Location: Chicago, Illinois
Site: Newberry Library, first floor
Festival: Newberry Book Fair
Date: July 26-29
This is a massive used book sale (which I included because it could, I suppose, if one stretched the meaning far enough, be a sort of book festival) that is going to be like heaven for used book lovers. It is in fact Chicago’s most popular used “book binge” with more than 120,000 used books in seventy categories, most of which are priced at $2 or less. Admission is free, and all proceeds support the Newberry Library.

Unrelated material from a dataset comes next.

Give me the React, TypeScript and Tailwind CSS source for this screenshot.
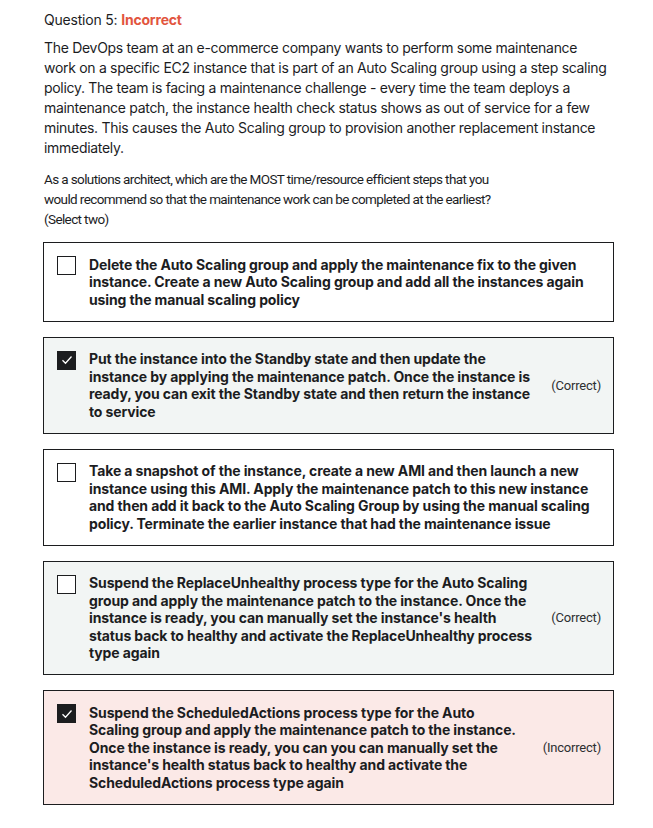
import React from "react";

type Opt = {
  lines: string[];
  checked: boolean;
  label?: string;
  bg: string;
};

const opts: Opt[] = [
  {
    lines: [
      "Delete the Auto Scaling group and apply the maintenance fix to the given",
      "instance. Create a new Auto Scaling group and add all the instances again",
      "using the manual scaling policy",
    ],
    checked: false,
    bg: "bg-white",
  },
  {
    lines: [
      "Put the instance into the Standby state and then update the",
      "instance by applying the maintenance patch. Once the instance is",
      "ready, you can exit the Standby state and then return the instance",
      "to service",
    ],
    checked: true,
    label: "(Correct)",
    bg: "bg-[#f2f5f4]",
  },
  {
    lines: [
      "Take a snapshot of the instance, create a new AMI and then launch a new",
      "instance using this AMI. Apply the maintenance patch to this new instance",
      "and then add it back to the Auto Scaling Group by using the manual scaling",
      "policy. Terminate the earlier instance that had the maintenance issue",
    ],
    checked: false,
    bg: "bg-white",
  },
  {
    lines: [
      "Suspend the ReplaceUnhealthy process type for the Auto Scaling",
      "group and apply the maintenance patch to the instance. Once the",
      "instance is ready, you can manually set the instance's health",
      "status back to healthy and activate the ReplaceUnhealthy process",
      "type again",
    ],
    checked: false,
    label: "(Correct)",
    bg: "bg-[#f2f5f4]",
  },
  {
    lines: [
      "Suspend the ScheduledActions process type for the Auto",
      "Scaling group and apply the maintenance patch to the instance.",
      "Once the instance is ready, you can you can manually set the",
      "instance's health status back to healthy and activate the",
      "ScheduledActions process type again",
    ],
    checked: true,
    label: "(Incorrect)",
    bg: "bg-[#fbe9e7]",
  },
];

function Check({ checked }: { checked: boolean }) {
  if (checked)
    return (
      <div className="w-[19px] h-[19px] shrink-0 bg-[#1c1d1f] flex items-center justify-center">
        <svg width="12" height="10" viewBox="0 0 12 10" fill="none">
          <path d="M1.5 5.2 L4.5 8.2 L10.5 1.5" stroke="white" strokeWidth="1.3" />
        </svg>
      </div>
    );
  return <div className="w-[19px] h-[19px] shrink-0 border border-[#1c1d1f] bg-white" />;
}

export default function App() {
  return (
    <div
      className="w-[653px] h-[828px] bg-white text-[#1c1d1f] pl-[44px] pt-[10px]"
      style={{ fontFamily: "Inter, 'Noto Sans', sans-serif" }}
    >
      <div className="text-[14px] leading-[20px] tracking-[-0.2px]">
        Question 5: <span className="font-bold text-[#e2553e]">Incorrect</span>
      </div>
      <div className="mt-[8px] text-[14px] leading-[20px] whitespace-nowrap tracking-[-0.3px]">
        <div>The DevOps team at an e-commerce company wants to perform some maintenance</div>
        <div>work on a specific EC2 instance that is part of an Auto Scaling group using a step scaling</div>
        <div>policy. The team is facing a maintenance challenge - every time the team deploys a</div>
        <div>maintenance patch, the instance health check status shows as out of service for a few</div>
        <div>minutes. This causes the Auto Scaling group to provision another replacement instance</div>
        <div>immediately.</div>
      </div>
      <div
        className="mt-[11px] text-[13.5px] leading-[20px] whitespace-nowrap tracking-[-0.62px]"
        style={{ fontFamily: "Roboto, sans-serif" }}
      >
        <div>As a solutions architect, which are the MOST time/resource efficient steps that you</div>
        <div>would recommend so that the maintenance work can be completed at the earliest?</div>
        <div>(Select two)</div>
      </div>
      <div className="mt-[13px] ml-[-1px] w-[571px] flex flex-col gap-[15px]">
        {opts.map((o, i) => (
          <div
            key={i}
            className={`border border-[#1c1d1f] ${o.bg} flex items-center pl-[13px] pr-[12px] py-[12.5px]`}
          >
            <div className="flex items-start gap-[13px] flex-1 self-stretch">
              <div className="pt-[0.5px]">
                <Check checked={o.checked} />
              </div>
              <div className="font-bold text-[14px] leading-[17.5px] whitespace-nowrap tracking-[-0.12px]">
                {o.lines.map((l, j) => (
                  <div key={j}>{l}</div>
                ))}
              </div>
            </div>
            {o.label && (
              <div
                className="text-[13px] text-[#2d2f31] leading-[17px] tracking-[-0.2px]"
                style={{ fontFamily: "Roboto, sans-serif" }}
              >
                {o.label}
              </div>
            )}
          </div>
        ))}
      </div>
    </div>
  );
}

What I Read (and Finished) This Week:

  • The Complete Stories of Sherlock Holmes. I have finished this with no small amount of satisfaction.
  • Little Heathens: Hard Times and High Spirits on an Iowa Farm During the Great Depression by Mildred Armstrong Kalish. I felt like reading some hard truths, and this book had them. Plus a lot of spunk.

The Pub House:
BowTie Press is the book division of BowTie, Inc., the publisher of pet magazines and the owner of AnimalNetwork.com. They publish books “devoted to the joy, care, understanding and history of companion animals.” One book that might seem a bit outside their range but is not is Hobby Farms: Living  Your Rural Dream for Fun and Profit, a book from the editors of Hobby Farms magazine, that uses advice, recipes, photographs, and anecdotes to illustrate how people use rural farms to make a fulfilling living. Why Do Parakeets Do That? explores the quirky habits of these companion birds using both factual information and humor to teach owners how to handle situations from preening to biting to molting. Happy Dog: How Busy People Care for Their Dogs shows how one can maintain both a busy lifestyle and a good life for a dog by focusing on specific ways to achieve these seemingly incompatible goals through responsible behavior and training.

Imaging Books & Reading:
I don’t know about you but I would love to have this antique book in my home. Even if it meant getting rid of a sofa.

Of Interest:
Now here’s a fun (and fantastic) blog! The mission of Improbable Research is to “make people LAUGH and then THINK,” which, when you think about it, is an excellent way to approach the subject of research studies. In other words, they want people to ask: How do you decide what's important and what's not, and what's real and what's not—in science and everywhere else? Well, with this blog and their magazines, you can.